How to Scrape Next.js and React Websites

Learn how to scrape Next.js and React websites effectively. Covers SSR vs CSR detection, API route discovery, and practical scraping techniques.

Next.js and React power a huge portion of modern websites. Scraping them requires understanding their rendering modes and data-fetching patterns. Here is a practical guide.

Determine the Rendering Mode

Next.js can render pages in three ways, and your scraping approach depends on which is used:

Server-Side Rendering (SSR), Full HTML returned on each request. Standard HTTP scraping works.
Static Site Generation (SSG), Pre-built HTML pages. Standard HTTP scraping works.
Client-Side Rendering (CSR), JavaScript builds the page in the browser. Requires browser rendering.

Quick Test

import requests
from bs4 import BeautifulSoup

response = requests.get("https://nextjs-site.com/products")
soup = BeautifulSoup(response.text, "html.parser")

# If content is present, it is SSR/SSG
products = soup.find_all("div", class_="product-card")
if products:
    print(f"SSR/SSG detected: {len(products)} products found")
else:
    print("CSR detected: need browser rendering")

Scraping the NEXT_DATA JSON

Next.js embeds page data in a <script id="__NEXT_DATA__"> tag. This is the easiest way to get structured data.

import requests
import json
from bs4 import BeautifulSoup

response = requests.get("https://nextjs-site.com/products")
soup = BeautifulSoup(response.text, "html.parser")

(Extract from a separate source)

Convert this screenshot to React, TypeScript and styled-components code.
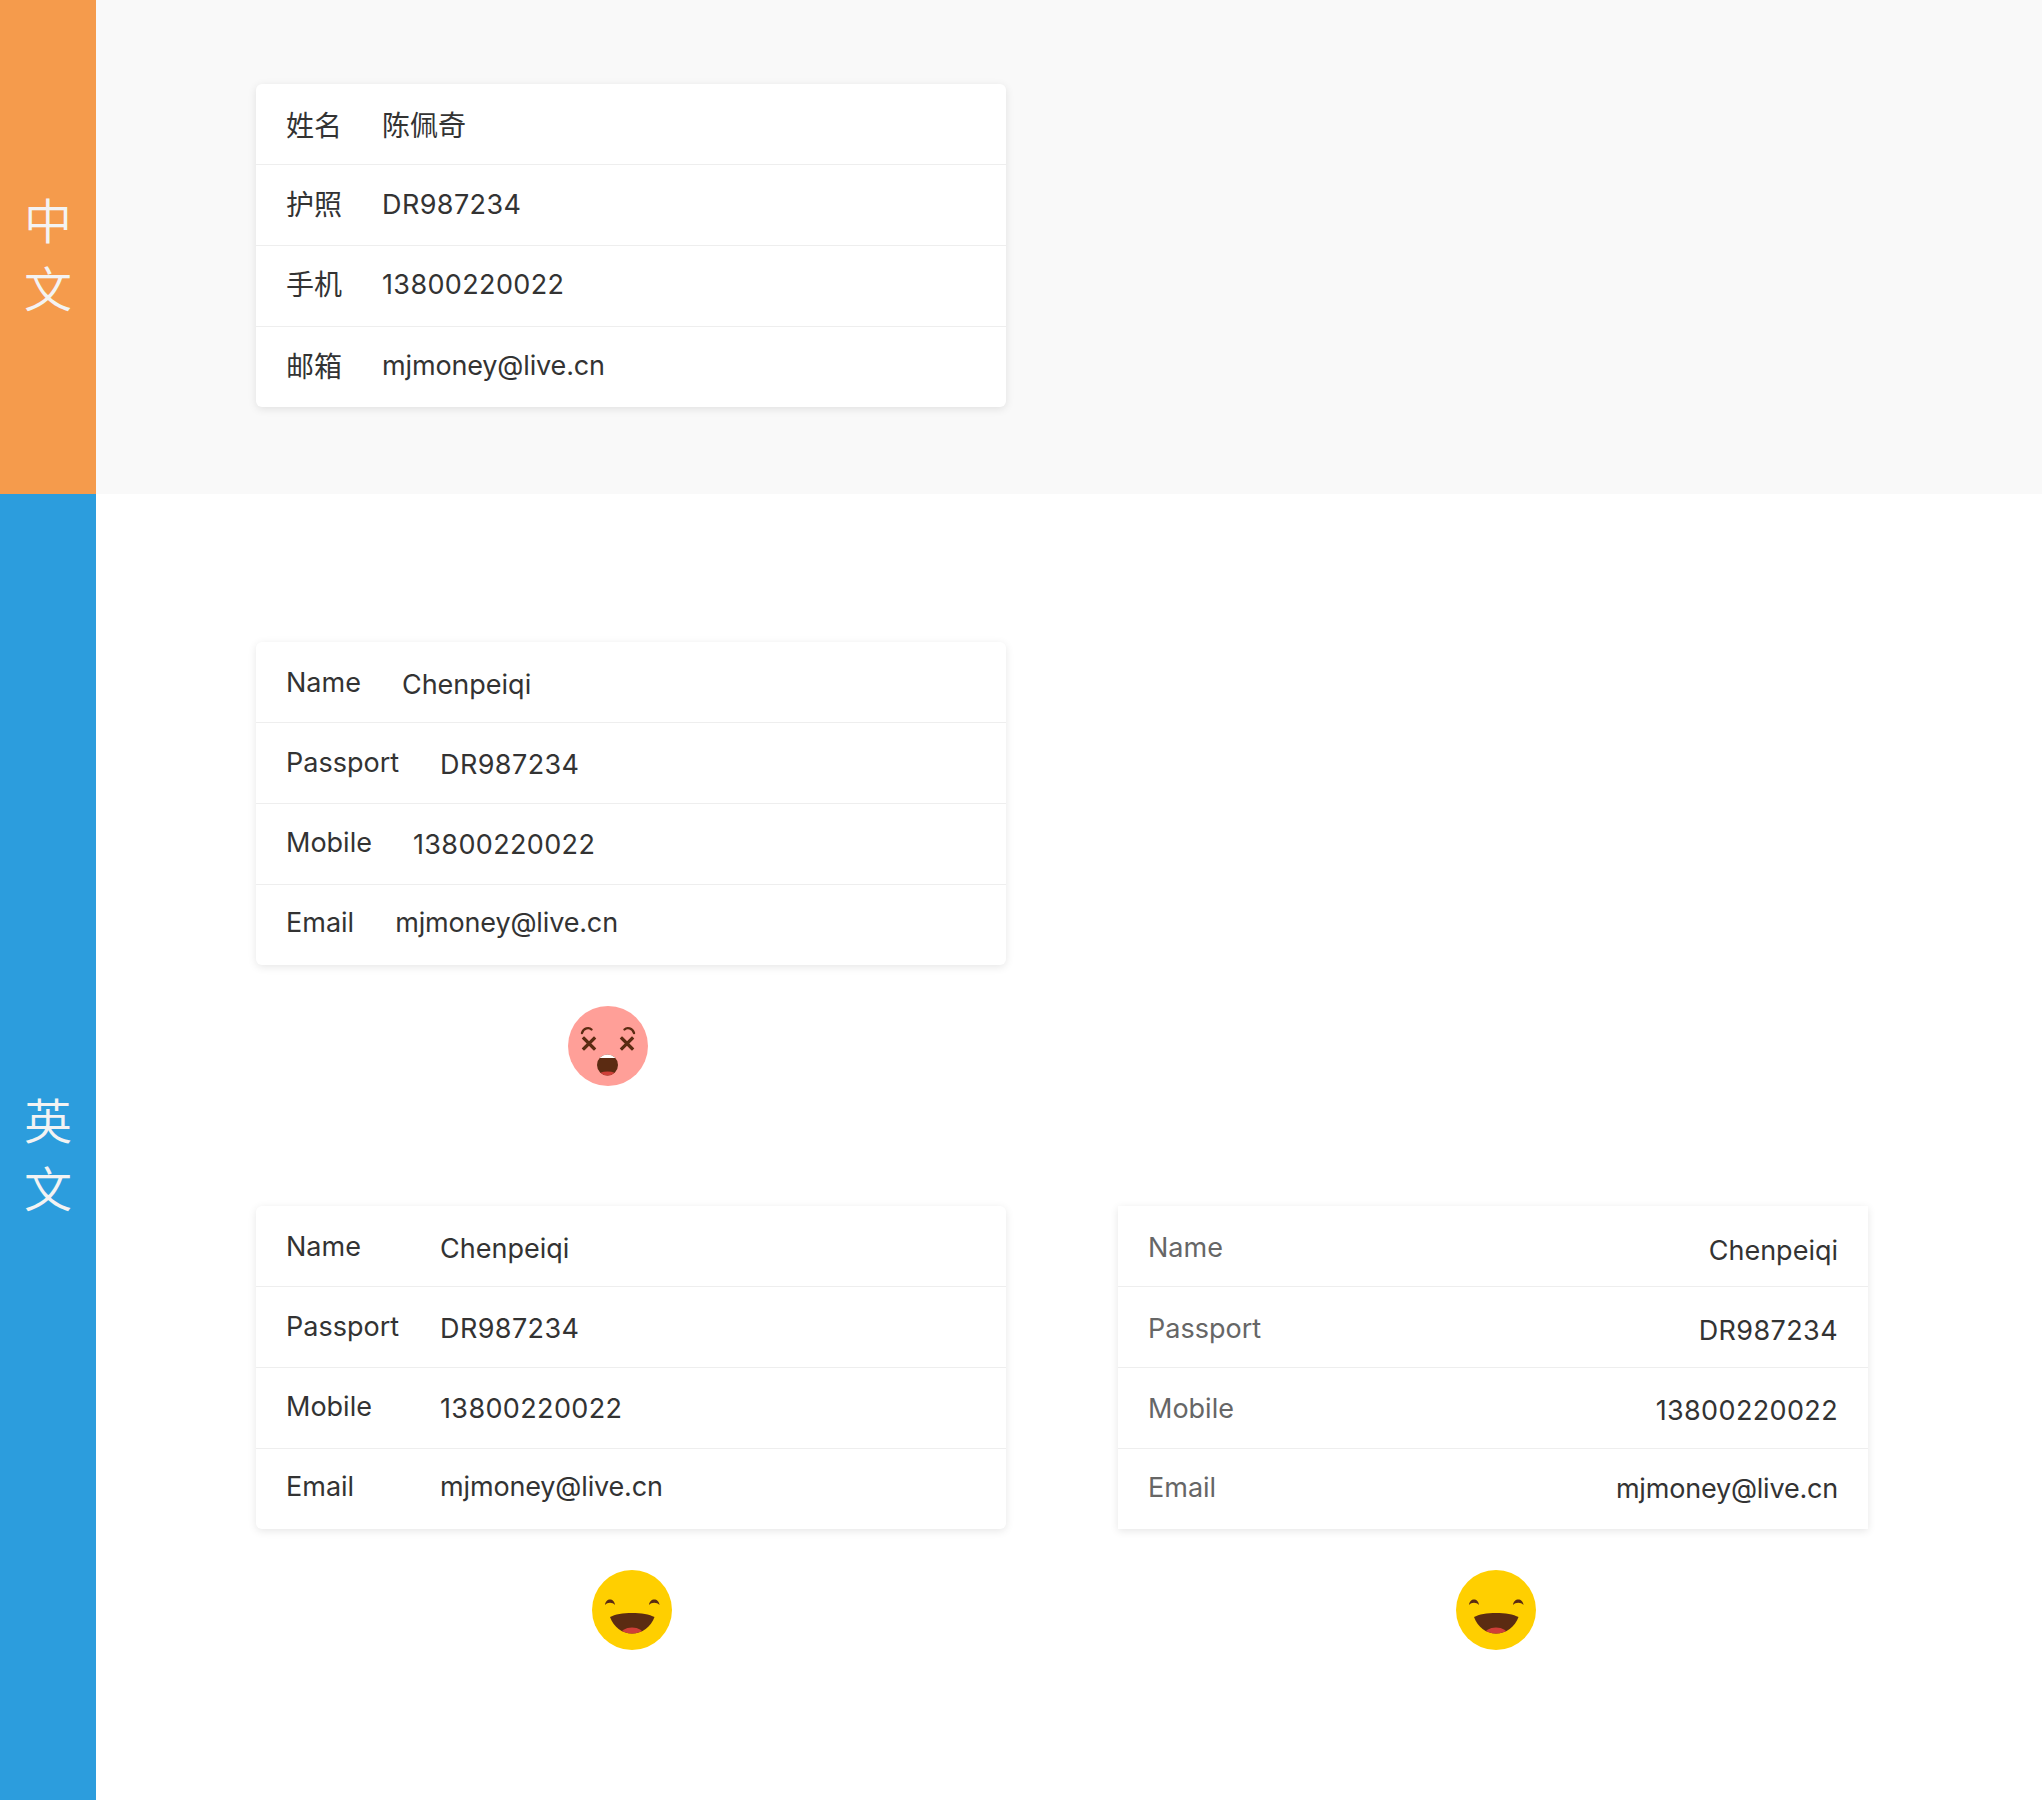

next_data = soup.find("script", id="__NEXT_DATA__")
if next_data:
    data = json.loads(next_data.string)
    props = data["props"]["pageProps"]
    print(json.dumps(props, indent=2)[:500])

Intercepting API Routes

Next.js apps often fetch data from /api/* routes or external APIs. Intercept these for clean JSON data.

from playwright.sync_api import sync_playwright

api_responses = []

with sync_playwright() as p:
    browser = p.chromium.launch()
    page = browser.new_page()

    def capture_api(response):
        if "/api/" in response.url or "graphql" in response.url:
            try:
                api_responses.append({
                    "url": response.url,
                    "data": response.json()
                })
            except:
                pass

    page.on("response", capture_api)
    page.goto("https://nextjs-site.com/products")
    page.wait_for_load_state("networkidle")

    for resp in api_responses:
        print(f"API: {resp['url']}")
        print(f"Data keys: {list(resp['data'].keys()) if isinstance(resp['data'], dict) else 'array'}")

    browser.close()

CSR Sites: Use ScraperAPI

For client-side rendered React sites, use ScraperAPI with rendering enabled.

import requests
from bs4 import BeautifulSoup

response = requests.get(
    "http://api.scraperapi.com",
    params={
        "api_key": "YOUR_SCRAPERAPI_KEY",
        "url": "https://react-csr-site.com/products",
        "render": "true"
    }
)

soup = BeautifulSoup(response.text, "html.parser")
products = soup.find_all("div", class_="product-card")
print(f"Found {len(products)} products")

Key Strategy

Always check for __NEXT_DATA__ first. It contains structured JSON data that is far easier to parse than HTML. If that is not available, look for API routes. Use browser rendering only as a last resort.